The Gunpowder Plot
Why do Brits light fires and let off fireworks on 5 November? It's all because of Guy Fawkes
The gunpowder plotter ... Guy Fawkes masks and (inset) a portrait of the real Guy Fawkes.
KIDS who go to school in the UK learn a little rhyme that goes like this: "Remember, remember the fifth of November gunpowder treason and plot..."
OK, you probably have no idea what we’re talking about, but this little rhyme explains why us Brits spend the evening of November 5 lighting bonfires and letting off fireworks. The rhyme refers to November 5th 1605 - the date when a man called Guy Fawkes planned to blow up the Houses of Parliament. Nowadays it’s known as Bonfire Night or Guy Fawkes Night.
The Gunpowder Plot, as it came to be known, was hatched in May 1604 by a group of men that included Guy Fawkes. They planned to blow up both King James I and The Houses of Parliament on 5 November, 1605 - the day Parliament opened.
The plot was born out of anger. The men believed King James I had gone back on his promise to stop the mistreatment of Catholics who were forced to practice their religion in secrecy. Rather than putting a stop to the mistreatment, King James I passed more laws against them.
The plotters bought a house with a cellar (basement) that extended under the Houses of Parliament. They filled it with barrels of gunpowder.
A total of 36 barrels (nearly two tons) of gunpowder were hidden and Guy Fawkes had the job of lighting the fuse. But the plan failed when Lord Monteagle received an anonymous letter on 26 October,1605 urging him not to attend the opening of Parliament. The letter was shown to the King, which led to the discovery of the gunpowder. Guy Fawkes was arrested on the night of November 4th as he entered the cellar.
Though he would be classed as a ‘terrorist’ in today’s world, many people regard Fawkes as a hero because he tried to fight wrongdoing in the only way he could.
What happened to Guy Fawkes?
Fawkes was the first to be caught (which is why he’s so famous) and taken to the Tower of London to be questioned and tortured. He eventually told the truth and his punishment was to be hung, drawn and quartered (chopped into four pieces.) – how gruesome! Over time the other conspirators were also caught and executed except for one – Francis Tresham.
Who sent the letter that foiled the plot?
It’s believed Monteagle’s brother in law, Francis Tresham (who was part of the group, and the only one who was not executed) sent the letter, though this was never proven. Recent historians argue Lord Monteagle and Robert Cecil (King James I’s chief minister) were working together with Francis Tresham to set up Fawkes and the other conspirators as a way to further people’s hatred towards Catholics.

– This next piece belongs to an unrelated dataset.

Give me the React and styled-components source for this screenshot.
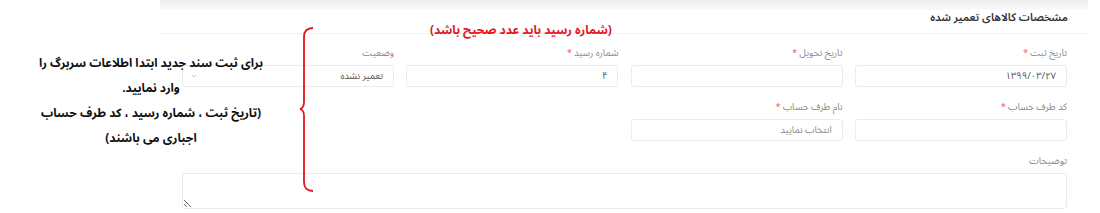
import React from "react";
import styled, { createGlobalStyle } from "styled-components";
import { ChevronDown } from "lucide-react";

const GlobalStyle = createGlobalStyle`
  html, body {
    margin: 0;
    padding: 0;
    background: #fff;
  }
  body {
    font-family: "Noto Sans Arabic", "Noto Naskh Arabic", "DejaVu Sans", sans-serif;
  }
`;

const Page = styled.div`
  position: relative;
  width: 1100px;
  height: 213px;
  overflow: hidden;
  background: #fff;
`;

const Card = styled.section`
  margin-left: 160px;
  width: 928px;
  direction: rtl;
`;

const TopShade = styled.div`
  height: 10px;
  background: linear-gradient(#ededed, #fafafa);
`;

const Header = styled.div`
  height: 24px;
  box-sizing: border-box;
  display: flex;
  align-items: flex-start;
  padding: 1px 20px 0;
  border-bottom: 1px solid #f0f0f0;
`;

const Title = styled.h3`
  margin: 0;
  font-size: 11px;
  line-height: 14px;
  font-weight: 600;
  color: #333;
`;

const Form = styled.div`
  display: grid;
  grid-template-columns: repeat(4, 212px);
  column-gap: 12.33px;
  row-gap: 13px;
  padding: 12px 21px 0;
`;

const Field = styled.div`
  display: flex;
  flex-direction: column;
  grid-column: ${(p) => (p.$wide ? "1 / -1" : "auto")};
`;

const Label = styled.label`
  height: 14px;
  line-height: 14px;
  margin-bottom: 5px;
  font-size: 9.5px;
  color: #8a8a8a;
`;

const Star = styled.span`
  color: #f25a5a;
  margin-right: 2px;
`;

const Input = styled.div`
  box-sizing: border-box;
  height: 22px;
  display: flex;
  align-items: center;
  justify-content: space-between;
  padding: 0 10px 0 7px;
  border: 1px solid #ececec;
  border-radius: 3px;
  font-size: 9.5px;
  color: ${(p) => (p.$placeholder ? "#8c8c8c" : "#555")};
`;

const TextArea = styled.textarea`
  box-sizing: border-box;
  height: 36px;
  width: 100%;
  border: 1px solid #ececec;
  border-radius: 3px;
  background: #fff;
  font-family: inherit;
  font-size: 10px;
  outline: none;
`;

const Note = styled.div`
  position: absolute;
  left: 0;
  top: 51px;
  width: 302px;
  direction: rtl;
  text-align: center;
  white-space: nowrap;
  font-size: 12px;
  font-weight: 700;
  line-height: 25px;
  color: #111;
`;

const RedNote = styled.div`
  position: absolute;
  left: 430px;
  top: 22px;
  direction: rtl;
  white-space: nowrap;
  font-size: 12px;
  line-height: 18px;
  font-weight: 700;
  color: #e3161d;
`;

const Brace = styled.svg`
  position: absolute;
  left: 297px;
  top: 26px;
`;

const App = () => {
  return (
    <Page>
      <GlobalStyle />
      <Card>
        <TopShade />
        <Header>
          <Title>مشخصات کالاهای تعمیر شده</Title>
        </Header>
        <Form>
          <Field>
            <Label>
              تاریخ ثبت<Star>*</Star>
            </Label>
            <Input>۱۳۹۹/۰۳/۲۷</Input>
          </Field>
          <Field>
            <Label>
              تاریخ تحویل<Star>*</Star>
            </Label>
            <Input />
          </Field>
          <Field>
            <Label>
              شماره رسید<Star>*</Star>
            </Label>
            <Input>۴</Input>
          </Field>
          <Field>
            <Label>وضعیت</Label>
            <Input>
              <span>تعمیر نشده</span>
              <ChevronDown size={8} color="#aaa" strokeWidth={2} />
            </Input>
          </Field>
          <Field>
            <Label>
              کد طرف حساب<Star>*</Star>
            </Label>
            <Input />
          </Field>
          <Field>
            <Label>
              نام طرف حساب<Star>*</Star>
            </Label>
            <Input $placeholder>انتخاب نمایید</Input>
          </Field>
          <Field />
          <Field />
          <Field $wide>
            <Label>توضیحات</Label>
            <TextArea readOnly />
          </Field>
        </Form>
      </Card>

      <RedNote>(شماره رسید باید عدد صحیح باشد)</RedNote>

      <Brace width="18" height="168" viewBox="0 0 18 168">
        <path
          d="M16 2 Q7 2 7 11 L7 76 Q7 82 3 83 Q7 84 7 90 L7 156 Q7 165 16 165"
          fill="none"
          stroke="#e3161d"
          strokeWidth="1.8"
        />
      </Brace>

      <Note>
        برای ثبت سند جدید ابتدا اطلاعات سربرگ را
        <br />
        وارد نمایید.
        <br />
        (تاریخ ثبت ، شماره رسید ، کد طرف حساب
        <br />
        اجباری می باشند)
      </Note>
    </Page>
  );
};

export default App;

Why the bonfires and fireworks?
In celebration of his survival, King James I ordered that people have a bonfire on the night of November 5th. The tradition has continued and now people around the UK (except in Northern Ireland) do the same every November 5th.
Did you know?
• Guy Fawkes’ name was actually ‘Guido’ – he adopted this name whilst fighting for the Spanish.
• He was actually born a protestant but converted to Catholicism when he was he was 16.
• Though Guy Fawkes had one of the most important roles in The Gunpowder Plot, he wasn’t the main person behind the plot.
• There was enough gunpowder to blow up the entire building and cause considerable damage to buildings (not to mention people) within a one mile radius.
• Some believe that even if Guy Fawkes wasn’t caught the plot would still have been unsuccessful because the gunpowder was too old to be of any use.
• In 2002 Guy Fawkes was named as the 30th Greatest Britain in a poll conducted by the BBC!
• Another reason Guy Fawkes wanted to kill King James I was because he was Scottish and many English people did not want a Scot to rule the country (back then Scotland and England were separate countries).
• An empty island north of Santa Cruz Island is named Isla Guy Fawkes (Guy Fawkes Island) it’s questioned whether he planned to escape there.